Les
étrangleurs du peuple grec
Il a suffi que Tsipras annonce la
tenue d’un referendum permettant aux Grecs de s’exprimer sur les sacrifices
exigés en échange d’argent frais pour que les créanciers considèrent les
négociations terminées. « Puisque le gouvernement grec ne veut pas signer,
l’Europe ne prêtera plus un euro à la Grèce », ont-ils expliqué.
Cette
décision est déjà lourde de conséquences : vent de panique bancaire en Grèce,
qui a forcé le gouvernement à fermer les banques toute la semaine ; places
boursières dans le rouge ; risques d’emballement spéculatif et d’un nouveau
chaos financier. Mais si les créanciers ne reviennent pas sur leur décision
dans les heures qui viennent, ce sera pire.
La Grèce,
qui doit rembourser 1,6 milliard d’euros au FMI le 30 juin au soir, sera poussée
à la faillite.
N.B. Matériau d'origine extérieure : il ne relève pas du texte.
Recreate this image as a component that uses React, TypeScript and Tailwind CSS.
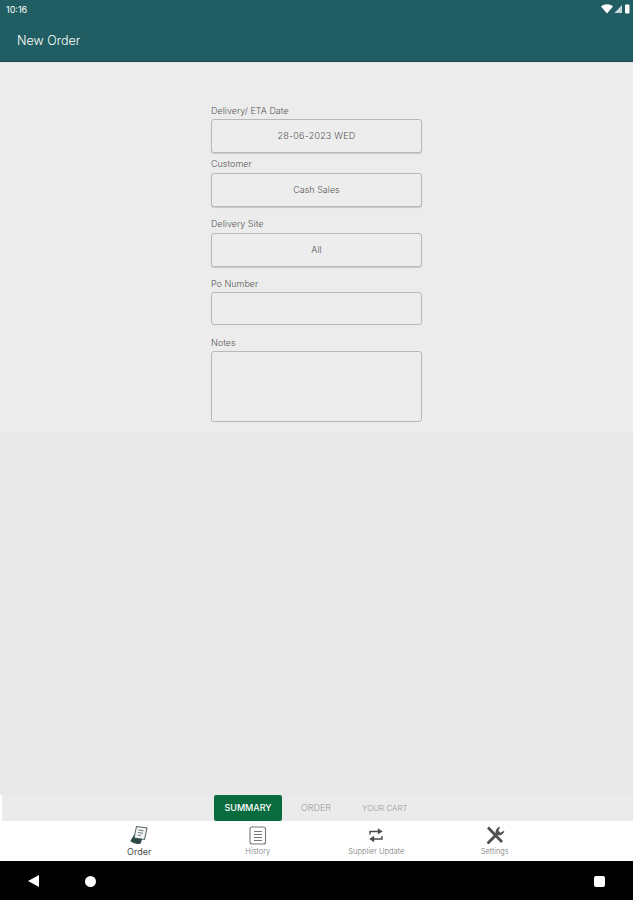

Rapidement, elle sera aussi incapable de payer les salaires des
fonctionnaires, les retraites et de faire face à ses dépenses intérieures… sauf
à créer sa propre monnaie et à sortir de la zone euro.
Les
dirigeants européens disent ne pas souhaiter une telle issue. Et tous de jurer
qu’ils cherchent un compromis. Mais ils continuent de mettre le couteau sous la
gorge du peuple grec.
Et tout
cela pourquoi ? Pour payer une dette à laquelle le peuple grec est étranger !
Pour payer une dette qui n’est rien d’autre que le fruit du délire de la
finance internationale !
En Grèce,
l’endettement s’est envolé avec la crise de 2008, pour les mêmes raisons que
dans tous les autres pays : parce qu’il a fallu sauver les banquiers de leurs
propres agissements.
Même
si la Grèce était l’un des États les plus fragiles de la zone euro, les banques
se sont jetées sur les obligations d’État grecques. Mais plus elles doutaient
de sa solvabilité, plus elles lui imposaient des taux d’intérêt usuraires,
faisant plonger le pays dans la spirale infernale de l’endettement.
C’est un
piège bien connu des ménages surendettés ou des collectivités saignées par des
prêts toxiques. Au départ, on s’endette pour une petite somme. Comme elle
s’avère impossible à payer dans les temps, on réemprunte pour la rembourser à
des taux d’intérêt plus élevés et on se retrouve pris dans une spirale
infernale où, pour avoir emprunté 10, il faut rembourser 50 ou 100.
Mais
combien de plans d’austérité les Grecs ont-ils subis pour que le pays, ruiné
par les financiers, soit mis sous perfusion de l’Europe ? Combien de
licenciements et de souffrances les travailleurs ont-ils endurés pour payer
leur dîme aux financiers ?
Et comme
si, dans ces négociations, Tsipras n’avait pas fait son lot de concessions !
Contre ses engagements électoraux, Tsipras avait concédé de nouvelles
privatisations, des reculs des droits à la retraite et l’augmentation de la
TVA. Quelles concessions ont fait les créanciers ? Aucune.
Ceux-ci
expliquent avoir fait une « une offre exceptionnellement généreuse de 15
milliards ». Mais ces 15 milliards seront immédiatement engloutis dans les
remboursements, avec intérêts, des prêts du FMI puis de la BCE. La Grèce n’en
verra pas un seul euro, mais le jeu d’écriture alourdira la dette grecque de 15
milliards. Et ils appellent ça « aider la Grèce ».
Quant à
la façon dont tous les grands démocrates ont assimilé le recours au referendum
à un coup de force, elle est édifiante. Dès que le vote permet à la population
de s’exprimer sur ce qui l’intéresse concrètement au premier chef, ces Messieurs
crient à la provocation. Ce serait pourtant cela la vraie démocratie, et pas ce
cirque électoral auquel on nous invite régulièrement et qui consiste à voter
pour des gens qui marcheront sur leurs promesses aussitôt élus.
La Grèce
n’est pas poussée à la faillite pour 1,6 milliard, ni même pour 5 ou 10. Jamais
la Grèce ne pourra payer sa dette, tous les créanciers le savent, mais c’est
pour eux une question politique.
À travers
la Grèce, les représentants de la bourgeoisie signifient à tous les peuples
qu’ils doivent accepter de se saigner pour les financiers. Ils signifient que
le paiement des intérêts est au-dessus de tout, au-dessus même de la nécessité
de se nourrir, se loger et se soigner.
Au-delà
de la Grèce, ces événements montrent qu’il est vain de chercher à raisonner ou
à implorer ceux qui sont les chiens de garde du capital. Ils ne cherchent pas à
négocier avec les peuples, ils exigent leur soumission totale à la loi du
capital. Sauf à les renverser, il n’y aura pas d’issue pour les exploités.